II. ANALYSIS: MEXICAN LAW
Plaintiffs ask the Court to vacate an order, filed February 23, 2005, granting Servi Chapa's motion for application of Mexican Law. Plaintiffs aver that they were not given sufficient opportunity to file a response to Servi Chapa's motion because the Court had previously granted a motion by the Plaintiffs requesting that the decision on the application of Mexican Law be held in abeyance until the jurisdictional issue, see supra part I, had been decided. The Plaintiffs charge that, although the order simply states that the decision should be held in abeyance, that the accompanying motion asked that a briefing schedule be issued after the juris-dictional issue was decided but before the application of law issue was decided. Therefore, the Plaintiffs assert that the entire order should be set aside.
The Plaintiffs had every opportunity to respond to Servi Chapa's motion on application of law and did so on October 20, 2004. The Court never issued an order giving the Plaintiffs extra opportunities to file additional motions. As it stands, the Plaintiffs requested the opportunity to file a response to the aforementioned motion and to exceed the page limit. This motion was granted by an order filed on October 20, 2004, and the Plaintiffs filed their extensive motion on that same day. The Court, in consideration of the issue, did not need any further information from the parties to rule on Servi Chapa's motion. Plaintiffs' argument that they did not have enough time to respond is meritless.

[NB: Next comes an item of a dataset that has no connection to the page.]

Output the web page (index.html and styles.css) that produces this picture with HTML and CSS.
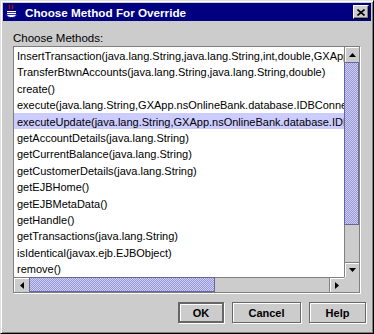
FILE: index.html
```html
<!DOCTYPE html>
<html lang="en">
<head>
<meta charset="UTF-8">
<title>Choose Method For Override</title>
<link rel="stylesheet" href="styles.css">
</head>
<body>

<div class="window">
  <div class="titlebar">
    <svg class="app-icon" width="16" height="16" viewBox="0 0 16 16">
      <path d="M6 1c-2 1 1 2-1 4M9 1c-2 1 1 2-1 4" fill="none" stroke="#d00000" stroke-width="1.3"/>
      <path d="M2.5 6.5h10v4a4 3 0 0 1-4 3h-2a4 3 0 0 1-4-3z" fill="#fff" stroke="#000080"/>
      <path d="M12.5 7.5h1.5v2.5h-1.5" fill="none" stroke="#000080"/>
      <path d="M3 8.5h9M3 10.5h9" stroke="#3030c0"/>
      <path d="M1 14.5h14" stroke="#000080" stroke-width="1.2"/>
    </svg>
    <span class="title">Choose Method For Override</span>
    <button class="close-btn" type="button">
      <svg width="8" height="7" viewBox="0 0 8 7">
        <path d="M0.5 0.5l7 6M7.5 0.5l-7 6" stroke="#000" stroke-width="1.6"/>
      </svg>
    </button>
  </div>

  <div class="content">
    <div class="caption">Choose Methods:</div>

    <div class="scrollpane">
      <ul class="method-list">
        <li>InsertTransaction(java.lang.String,java.lang.String,int,double,GXApp.nsOnlineBank.database.IDBConnection)</li>
        <li>TransferBtwnAccounts(java.lang.String,java.lang.String,double)</li>
        <li>create()</li>
        <li>execute(java.lang.String,GXApp.nsOnlineBank.database.IDBConnection)</li>
        <li class="selected">executeUpdate(java.lang.String,GXApp.nsOnlineBank.database.IDBConnection)</li>
        <li>getAccountDetails(java.lang.String)</li>
        <li>getCurrentBalance(java.lang.String)</li>
        <li>getCustomerDetails(java.lang.String)</li>
        <li>getEJBHome()</li>
        <li>getEJBMetaData()</li>
        <li>getHandle()</li>
        <li>getTransactions(java.lang.String)</li>
        <li>isIdentical(javax.ejb.EJBObject)</li>
        <li>remove()</li>
      </ul>

      <div class="vscroll">
        <div class="arrow-btn">
          <svg width="7" height="4" viewBox="0 0 7 4"><path d="M3.5 0L7 4H0z"/></svg>
        </div>
        <div class="thumb thumb-v"></div>
        <div class="track"></div>
        <div class="arrow-btn">
          <svg width="7" height="4" viewBox="0 0 7 4"><path d="M0 0h7L3.5 4z"/></svg>
        </div>
      </div>

      <div class="hscroll">
        <div class="arrow-btn">
          <svg width="4" height="7" viewBox="0 0 4 7"><path d="M0 3.5L4 0v7z"/></svg>
        </div>
        <div class="thumb thumb-h"></div>
        <div class="track"></div>
        <div class="arrow-btn">
          <svg width="4" height="7" viewBox="0 0 4 7"><path d="M0 0l4 3.5L0 7z"/></svg>
        </div>
      </div>

      <div class="corner"></div>
    </div>

    <div class="buttons">
      <button class="btn btn-default btn-ok" type="button">OK</button>
      <button class="btn btn-cancel" type="button">Cancel</button>
      <button class="btn btn-help" type="button">Help</button>
    </div>
  </div>
</div>

</body>
</html>
```

FILE: styles.css
```css
* {
  box-sizing: border-box;
}
body {
  margin: 0;
  padding: 0;
  background-color: #cccccc;
  font-family: "Liberation Sans", Arial, sans-serif;
}
.window {
  width: 374px;
  height: 334px;
  padding: 2px;
  background-color: #cccccc;
  border: 1px solid;
  border-color: #e0e0e0 #000 #000 #e0e0e0;
  box-shadow: inset 1px 1px 0 #fff, inset -1px -1px 0 #808080;
  display: flex;
  flex-direction: column;
}

/* title bar */
.titlebar {
  height: 18px;
  display: flex;
  align-items: center;
  padding: 0 2px 0 1px;
  background-color: #000080;
}
.app-icon {
  flex: none;
  margin-right: 5px;
}
.title {
  flex: 1;
  color: #fff;
  font-size: 11.7px;
  font-weight: bold;
  white-space: nowrap;
}
.close-btn {
  width: 16px;
  height: 14px;
  padding: 0;
  display: flex;
  align-items: center;
  justify-content: center;
  background-color: #cccccc;
  border: 1px solid;
  border-color: #fff #000 #000 #fff;
  box-shadow: inset -1px -1px 0 #808080;
}

/* dialog body */
.content {
  flex: 1;
  padding: 11px 5px 0 10px;
}
.caption {
  height: 13px;
  line-height: 13px;
  margin-bottom: 1px;
  font-size: 11.5px;
  color: #000;
}
.scrollpane {
  width: 347px;
  height: 247px;
  border: 1px solid #7f7f7f;
  box-shadow: 1px 1px 0 #fff;
  display: grid;
  grid-template-columns: 330px 15px;
  grid-template-rows: 230px 15px;
}
.method-list {
  list-style-type: none;
  margin: 0;
  padding: 0;
  overflow: hidden;
  background-color: #fff;
}
.method-list li {
  height: 16.4px;
  line-height: 14px;
  padding: 2px 0 0 3px;
  font-size: 11px;
  color: #000;
  white-space: nowrap;
}
.method-list li.selected {
  background-color: #ccccff;
}

/* scrollbars */
.vscroll {
  display: flex;
  flex-direction: column;
}
.hscroll {
  display: flex;
}
.arrow-btn {
  flex: none;
  width: 15px;
  height: 15px;
  display: flex;
  align-items: center;
  justify-content: center;
  background-color: #cccccc;
  border-left: 1px solid #808080;
  border-top: 1px solid #808080;
  box-shadow: inset 1px 1px 0 #fff;
}
.vscroll .arrow-btn:first-child {
  border-top: none;
}
.hscroll .arrow-btn:first-child {
  border-left: none;
}
.thumb {
  flex: none;
  border: 1px solid #666699;
  background: repeating-conic-gradient(#9999cc 0 25%, #ccccff 0 50%) 0 0 / 2px 2px;
}
.thumb-v {
  height: 163px;
}
.thumb-h {
  width: 186px;
}
.track {
  flex: 1;
  background-color: #cccccc;
}
.vscroll .track {
  border-left: 1px solid #808080;
}
.hscroll .track {
  border-top: 1px solid #808080;
}
.corner {
  background-color: #cccccc;
}

/* buttons */
.buttons {
  display: flex;
  justify-content: flex-end;
  gap: 8px;
  margin-top: 9px;
}
.btn {
  height: 21px;
  padding: 0;
  font-family: "Liberation Sans", Arial, sans-serif;
  font-size: 11px;
  font-weight: bold;
  color: #000;
  background-color: #cccccc;
  border: 1px solid #666;
  box-shadow: inset 1px 1px 0 #fff, 1px 1px 0 #fff;
}
.btn-default {
  border-width: 2px;
}
.btn-ok {
  width: 46px;
}
.btn-cancel {
  width: 69px;
}
.btn-help {
  width: 57px;
}
```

III. ANALYSIS: VACATE ORDER STRIKING PLEADINGS
Finally, the Plaintiffs make a quick mention in the conclusion of their motion of a request for the Court to vacate the order striking all pleadings made on behalf of the Estate. The Plaintiffs fail to cite reason or law for their request. The Court's order is well-founded and will not be stricken from the record based on such a de minimis demand.

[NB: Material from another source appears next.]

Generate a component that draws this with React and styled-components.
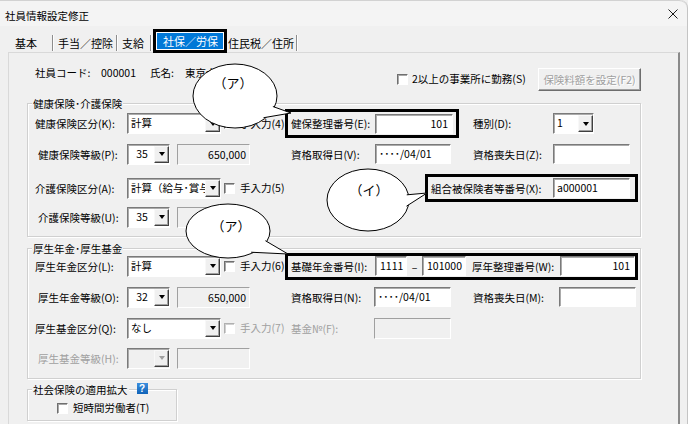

IV. ANALYSIS: LEAVE TO FILE SECOND AMENDED COMPLAINT
The Plaintiffs file an opposed motion for leave to file their second amended complaint subject to the Plaintiffs' motion for remand. Essentially, the Plaintiffs are filing this second amended complaint to finally serve Rodriguez, Sr., as Temporary Executor of the Estate. The Court is denying the Plaintiffs' motions for remand and is still striking all pleadings purportedly made on behalf of the Estate as stricken from the record. Appointing Rodriguez, Sr. as Executor of the Estate only creates further problems in this case when a Plaintiff is suing himself as a Defendant Executor. For these reasons, the Plaintiffs' motion for leave to file a second amended complaint is DENIED.
ORDERIt is hereby ORDERED that the Plaintiffs' motion for remand and the amended motion addressing the same are DENIED. It is further ORDERED that the Court's order of February 23, 2005, on this matter is incorporated herein by reference and remains a binding order in this Court.
It is further ORDERED that the Plaintiffs' motion to vacate the Court's order on the application of Mexican law and the amended motion addressing the same are DENIED. It is further ORDERED that the Court's order of February 23, 2005, on this matter is incorporated herein by reference and remains a binding order in this Court.
It is further ORDERED that the Plaintiffs' motion to vacate the Court's order striking pleadings on behalf of the Estate is DENIED.
It is further ORDERED that the Plaintiffs' motion for leave to file a second amended complaint is DENIED.